Please bear with me while I relate a small anecdote. In 2008 I was newly returned to Kingston, after my mom, Mary Lou West, had died. I had inherited a beautiful portrait of her by the renowned Kingston artist Grant Macdonald. At a Community Foundation event, I remarked that I knew there were many other families in Kingston whose Grant Macdonald portraits adorned walls and mantlepieces. Why don’t we do an exhibit, I proposed, of those paintings before all the remaining subjects were dead and the artworks dispersed hither and yon?

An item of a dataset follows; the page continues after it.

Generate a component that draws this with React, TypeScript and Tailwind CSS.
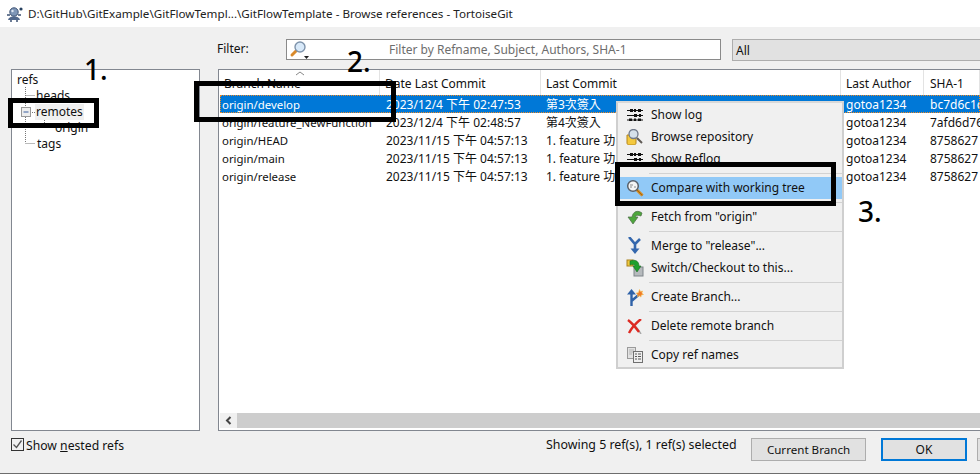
import React from "react";

const font = { fontFamily: '"Noto Sans","Noto Sans CJK TC",sans-serif' };

const LogIcon = () => (
  <svg width="16" height="12" viewBox="0 0 16 12">
    <g stroke="#111" strokeWidth="1"><path d="M0 1.5h16M0 6.5h16M0 11h16" /></g>
    <g fill="#111"><rect x="3" y="0" width="3" height="3" /><rect x="7" y="0" width="2" height="3" /><rect x="11" y="0" width="3" height="3" /><rect x="7" y="5" width="3" height="3" /><rect x="12" y="5" width="2" height="3" /><rect x="2" y="9.5" width="3" height="2.5" /><rect x="7" y="9.5" width="2" height="2.5" /><rect x="11" y="9.5" width="3" height="2.5" /></g>
  </svg>
);
const BrowseIcon = () => (
  <svg width="18" height="16" viewBox="0 0 18 16">
    <path d="M1 6h9v8c0 1-1 2-2 2H3c-1 0-2-1-2-2z" fill="#f4c93f" stroke="#b5861a" />
    <path d="M11 9l5 5" stroke="#5f5a55" strokeWidth="2" />
    <circle cx="7.5" cy="5" r="4.5" fill="#d5e0ea" stroke="#70798a" strokeWidth="1.3" />
  </svg>
);
const CompareIcon = () => (
  <svg width="18" height="18" viewBox="0 0 18 18">
    <path d="M10.5 10.5l6 6" stroke="#d68a1e" strokeWidth="3" />
    <path d="M10.5 10.5l6 6" stroke="#7a4d0f" strokeWidth=".6" />
    <circle cx="7" cy="7" r="5.3" fill="#f5f5f5" stroke="#59606a" strokeWidth="1.5" />
    <path d="M4 6h3M8 8h2M4 8h2" stroke="#8a8a8a" />
  </svg>
);
const FetchIcon = () => (
  <svg width="16" height="15" viewBox="0 0 16 15">
    <path d="M15 3C11 0 6 1 5 7H1l5 7 5-7H8c1-2 3-2 6-1z" fill="#4da63c" stroke="#4d6b47" strokeWidth=".7" />
  </svg>
);
const MergeIcon = () => (
  <svg width="16" height="18" viewBox="0 0 16 18">
    <path d="M2 0l6 7 5-5M8 7v7" fill="none" stroke="#3467ad" strokeWidth="2.6" />
    <path d="M3.5 11.5h9L8 17z" fill="#3467ad" />
  </svg>
);
const SwitchIcon = () => (
  <svg width="18" height="18" viewBox="0 0 18 18">
    <rect x="8" y="8" width="9" height="9" fill="#b6babd" stroke="#7f858a" />
    <rect x="1" y="1" width="6" height="6" fill="#f0c93f" stroke="#a8801c" />
    <path d="M4 2c5-2 9 0 9 5h2l-4 6-4-6h2c0-1-2-2-5-1z" fill="#1fa02c" stroke="#1b6a24" strokeWidth=".6" />
  </svg>
);
const CreateIcon = () => (
  <svg width="18" height="18" viewBox="0 0 18 18">
    <path d="M5.5 18V4M5.5 13l7-6" fill="none" stroke="#2f62a8" strokeWidth="2.4" />
    <path d="M1 6.5L5.5 1 10 6.5z" fill="#2f62a8" />
    <path d="M13.5 1.5l1 2 2.2-.4-.9 2 1.7 1.4-2.2.4-.3 2.2-1.7-1.4-1.9 1 .4-2.1-1.6-1.5 2.2-.3z" fill="#ef7a27" stroke="#f7c458" strokeWidth=".6" />
  </svg>
);
const DeleteIcon = () => (
  <svg width="16" height="15" viewBox="0 0 16 15">
    <path d="M2 2c4 2 8 7 11 12" fill="none" stroke="#a9a9a9" strokeWidth="1.5" transform="translate(1 1)" />
    <path d="M1 1c4 3 8 8 11 12M14 0C9 4 5 8 2 14" fill="none" stroke="#dd2a22" strokeWidth="2.4" />
  </svg>
);
const CopyIcon = () => (
  <svg width="16" height="16" viewBox="0 0 16 16">
    <rect x=".5" y=".5" width="8" height="11" fill="#e2e2e2" stroke="#9a9a9a" />
    <path d="M2 3h5M2 5h5M2 7h3" stroke="#b5b5b5" />
    <rect x="6.5" y="4.5" width="9" height="11" fill="#efefef" stroke="#707070" />
    <path d="M8 7h2M8 9.5h2M8 12h2M11 7h3M11 9.5h3M11 12h3" stroke="#5a5a5a" />
  </svg>
);

type Entry = { label: string; icon: React.ReactNode; sep?: boolean; hi?: boolean };
const menu: Entry[] = [
  { label: "Show log", icon: <LogIcon /> },
  { label: "Browse repository", icon: <BrowseIcon /> },
  { label: "Show Reflog", icon: <LogIcon />, sep: true },
  { label: "Compare with working tree", icon: <CompareIcon />, sep: true, hi: true },
  { label: 'Fetch from "origin"', icon: <FetchIcon />, sep: true },
  { label: 'Merge to "release"...', icon: <MergeIcon /> },
  { label: "Switch/Checkout to this...", icon: <SwitchIcon />, sep: true },
  { label: "Create Branch...", icon: <CreateIcon />, sep: true },
  { label: "Delete remote branch", icon: <DeleteIcon />, sep: true },
  { label: "Copy ref names", icon: <CopyIcon /> },
];

const rows = [
  ["origin/develop", "2023/12/4 下午 02:47:53", "第3次簽入", "gotoa1234", "bc7d6c1c"],
  ["origin/feature_NewFunction", "2023/12/4 下午 02:48:57", "第4次簽入", "gotoa1234", "7afd6d76"],
  ["origin/HEAD", "2023/11/15 下午 04:57:13", "1. feature 功", "gotoa1234", "8758627"],
  ["origin/main", "2023/11/15 下午 04:57:13", "1. feature 功", "gotoa1234", "8758627"],
  ["origin/release", "2023/11/15 下午 04:57:13", "1. feature 功", "gotoa1234", "8758627"],
];

const headers = ["Branch Name", "Date Last Commit", "Last Commit", "Last Author", "SHA-1"];

export default function App() {
  return (
    <div className="relative w-[980px] h-[474px] flex flex-col overflow-hidden bg-[#f0f0f0] text-[12px] leading-[18px] text-[#111]" style={font}>
      <div className="h-[27px] shrink-0 bg-white flex items-center pl-[7px] gap-[5px]">
        <svg width="16" height="16" viewBox="0 0 16 16">
          <circle cx="7" cy="6" r="4.2" fill="#7f97b8" stroke="#3d5273" />
          <circle cx="5.5" cy="5" r="1.2" fill="#dfe8f4" />
          <path d="M1 14c1-5 11-5 12 0z" fill="#51688c" />
          <path d="M0 9h3M11 9h3M3 15h2M9 15h2" stroke="#3d5273" strokeWidth="1.3" />
          <circle cx="14" cy="3" r="1.6" fill="#26405f" />
        </svg>
        <span className="text-[11.65px] text-[#222] whitespace-nowrap">D:\GitHub\GitExample\GitFlowTempl...\GitFlowTemplate - Browse references - TortoiseGit</span>
      </div>

      <div className="flex-1 flex flex-col border-b border-[#6d6d6d] min-h-0">
        <div className="flex h-[404px] pt-[12px] pl-[11px]">
          {/* tree */}
          <div className="w-[189px] mt-[30px] h-[362px] border border-[#828790] bg-white pt-[2px] pl-[5px] relative">
            <svg className="absolute left-0 top-0" width="60" height="90" viewBox="0 0 60 90">
              <g stroke="#777" strokeDasharray="1 1" fill="none">
                <path d="M13.5 17v56M13.5 25.5h9M18 42.5h5M32.5 48v9.5h9M13.5 73.5h10" />
              </g>
              <rect x="9.5" y="37.5" width="9" height="9" fill="#eee" stroke="#999" />
              <path d="M11.5 42h5" stroke="#3a5f9f" />
            </svg>
            <div className="relative h-[16px] leading-[16px]">refs</div>
            <div className="relative h-[16px] leading-[16px] pl-[19px]">heads</div>
            <div className="relative h-[16px] leading-[16px] pl-[18px]"><span className="bg-[#f0f0f0] px-[1px] inline-block w-[49px]">remotes</span></div>
            <div className="relative h-[16px] leading-[16px] pl-[38px]">origin</div>
            <div className="relative h-[16px] leading-[16px] pl-[20px]">tags</div>
          </div>

          <div className="ml-[18px] flex-1 flex flex-col min-w-0">
            {/* filter */}
            <div className="flex h-[30px] items-start">
              <span className="w-[69px] h-[20px] leading-[20px] -ml-[1px]">Filter:</span>
              <div className="w-[435px] h-[21px] border border-[#8a8a8a] bg-white flex items-center relative">
                <svg className="ml-[2px]" width="20" height="19" viewBox="0 0 20 19">
                  <path d="M8 10l-5 5" stroke="#d98a2c" strokeWidth="3" strokeLinecap="round" />
                  <circle cx="11" cy="7" r="5" fill="#d8e9f9" stroke="#7e93ab" strokeWidth="1.4" />
                  <path d="M15 16h5l-2.5 3z" fill="#222" />
                </svg>
                <span className="ml-[80px] text-[#6d6d6d] whitespace-nowrap">Filter by Refname, Subject, Authors, SHA-1</span>
              </div>
              <div className="ml-[11px] flex-1 h-[22px] border border-[#adadad] border-r-0 bg-[#e1e1e1] pl-[3px] leading-[21px]">All</div>
            </div>

            {/* list */}
            <div className="h-[362px] border border-[#828790] border-r-0 bg-white flex flex-col overflow-hidden">
              <div className="grid grid-cols-[161px_161px_300px_83px_1fr] h-[25px] relative">
                {headers.map((h, i) => (
                  <div key={h} className={`border-r border-[#e3e3e3] leading-[27px] whitespace-nowrap relative overflow-hidden ${i === 4 ? "pl-[6px]" : "pl-[5px]"}`}>
                    {i === 0 && (
                      <svg className="absolute left-[76px] top-0" width="10" height="6" viewBox="0 0 10 6">
                        <path d="M1 5l4-3 4 3" fill="none" stroke="#888" />
                      </svg>
                    )}
                    {h}
                  </div>
                ))}
              </div>
              <div className="flex-1">
                {rows.map((r, idx) => (
                  <div
                    key={r[0]}
                    className={`grid grid-cols-[160px_161px_300px_83px_1fr] ml-[1px] h-[18px] leading-[20px] ${idx === 0 ? "bg-[#0078d7] text-white outline-1 -outline-offset-1 outline-dotted outline-[#f08a24]" : ""}`}
                  >
                    {r.map((c, i) => (
                      <div key={i} className={`whitespace-nowrap overflow-hidden ${i === 0 ? "pl-[2px] text-[11.4px]" : i === 1 ? "pl-[6px]" : i === 4 ? "pl-[6px]" : "pl-[5px]"}`}>{c}</div>
                    ))}
                  </div>
                ))}
              </div>
              <div className="h-[15px] mb-[2px] flex">
                <div className="w-[17px] ml-[1px] bg-[#f0f0f0] flex items-center justify-center">
                  <svg width="7" height="9" viewBox="0 0 7 9"><path d="M5.5 1L2 4.5 5.5 8" fill="none" stroke="#444" strokeWidth="2" /></svg>
                </div>
                <div className="flex-1 bg-[#cdcdcd]" />
              </div>
            </div>
          </div>
        </div>

        {/* bottom */}
        <div className="flex items-start pt-[7px] pl-[11px]">
          <div className="flex items-start w-[535px] shrink-0">
            <span className="w-[13px] h-[13px] border border-[#333] flex items-center justify-center bg-[#f0f0f0]">
              <svg width="11" height="11" viewBox="0 0 11 11"><path d="M1.5 5.5l3 3 5-7" fill="none" stroke="#555" strokeWidth="1.3" /></svg>
            </span>
            <span className="ml-[2px] -mt-[1px] text-[12.2px]">Show <span className="underline">n</span>ested refs</span>
          </div>
          <span className="whitespace-nowrap w-[205px] shrink-0 -mt-[2px] text-[12.4px]">Showing 5 ref(s), 1 ref(s) selected</span>
          <button className="w-[115px] shrink-0 h-[23px] border border-[#adadad] bg-[#e1e1e1] leading-[21px] text-center text-[11.6px]">Current Branch</button>
          <button className="ml-[15px] w-[86px] shrink-0 h-[23px] border-2 border-[#0078d7] bg-[#e1e1e1] leading-[19px] text-center">OK</button>
          <span className="ml-[10px] w-[20px] shrink-0 h-[23px] border border-[#adadad] border-r-0 bg-[#e1e1e1]" />
        </div>
      </div>

      {/* context menu */}
      <div className="absolute left-[616px] top-[101px] w-[228px] border-2 border-[#cfcfcf] border-t-[#d8d8d8] bg-[#f0f0f0] py-[1px]">
        {menu.map((m) => (
          <React.Fragment key={m.label}>
            <div className={`flex items-center h-[22px] ${m.hi ? "bg-[#91c9f7]" : ""}`}>
              <span className="w-[33px] flex justify-center shrink-0">{m.icon}</span>
              <span className="whitespace-nowrap">{m.label}</span>
            </div>
            {m.sep && <div className="h-[7px] ml-[31px] flex items-center"><div className="h-px w-full bg-[#d2d2d2]" /></div>}
          </React.Fragment>
        ))}
      </div>

      {/* annotations */}
      <div className="absolute left-[8px] top-[98px] w-[91px] h-[30px] border-[5px] border-black" />
      <div className="absolute left-[194px] top-[81px] w-[202px] h-[41px] border-[5px] border-black" />
      <div className="absolute left-[615px] top-[162px] w-[221px] h-[44px] border-[5px] border-black" />
      <span className="absolute left-[84px] top-[51px] text-[28px] leading-[36px] font-medium text-black">1.</span>
      <span className="absolute left-[347px] top-[43px] text-[28px] leading-[36px] font-medium text-black">2.</span>
      <span className="absolute left-[858px] top-[193px] text-[28px] leading-[36px] font-medium text-black">3.</span>
    </div>
  );
}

There was an enthusiastic response. We formed a committee, and in the fall of 2010 held the grand opening of “A Master in Our Midst, Grant Macdonald’s Kingston Portraits”. It was a huge hit. Thousands came to see the show. There were well-attended corollary events. And we even made money. Where did we hold the exhibit? In the temporary gallery (the one adjacent to the lobby) of the Marine Museum of the Great Lakes! Where did we direct our financial surplus? To the Museum.
So now you know why I was approached shortly thereafter to join the board of the Museum. For better or worse, I am still here.

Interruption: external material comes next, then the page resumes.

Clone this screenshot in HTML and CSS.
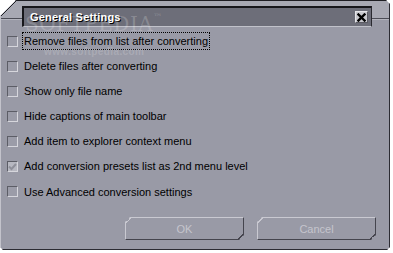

20230620 152854 smallBut why bring up this curious history now? Because, the Museum has just opened a fabulous new exhibit – our first since returning to our site in 2019 – and (insert drumroll) it features the WWII portraits of Canadian sailors by Grant Macdonald produced during his service in the Royal Canadian Naval Reserve! It’s a marvelous exhibit, coinciding with the 100th anniversary of Canada’s Naval Reserve. At the time, it was customary for war artists to be commissioned to portray heroic and pivotal events, often of grand combat. Macdonald’s remit was different. He was instructed to capture the routine and the rituals of everyday life at sea, without a romantic or propagandistic framework. The resulting portraits, often produced quickly, are superb studies in candour and fellow feeling. They are drawn from the Museum’s collection of over 300 Macdonald works.
The Macdonald exhibit is rounded out with fascinating pictorial, photographic and audio-visual elements, as well as artefacts, drawing attention to among other things, the 12 Flower class Navy corvettes that the Kingston Shipyard (the site of the Museum) contributed to the war effort. Most importantly, there is a tickle trunk! Come take in the exhibit, then dress up in the uniform of your choice and take your recruitment poster selfie! Stay tuned for related programming, and kudos to our amazing Staff and Volunteers who made this exhibit possible. You have done an outstanding job.
2Another great reason to pay the Marine Museum a visit: our National Historic Site Tours. You can book these online or in person. I took the tour again last week, and even though I know much of the lore like the back of my hand, I was delighted to learn much that was new to me. Book a tour and learn how the history of our maritime site is a window onto the formation of Kingston and beyond it, the nation. Dropping the Dry Dock on Kingston was Sir John A. Macdonald’s last act of patronage in his home riding and it was extremely significant, at least the equivalent of showering billions of dollars on a lithium battery plant today, and probably more so.
A word about the SS Keewatin. The public reaction, overwhelmingly positive both locally and from very far afield, has been beyond our wildest imaginings. We are delighted. We are also exceedingly grateful to Skyline Investments for donating the ship, and to the anonymous philanthropist whose funding has made it possible to address the immediate repairs that are essential before the ship can be in touring condition. She is currently at a shipyard in Hamilton, receiving those repairs. More will continue when she gets here. Her target date for arrival in the Museum Dry Dock is September 15th, 2023. We will have her open for tours in the spring of 2024. She will be a major responsibility, and we are preparing for that. She will also be a major tourist attraction, among the top three in Kingston. We are preparing for that. Hang on for the ride (and volunteers welcome!).
Thank you to all – members, volunteers, Staff, our Board, the summer students, our grantors, donors and partners – who make it such a privilege to serve the rebirth of this institution.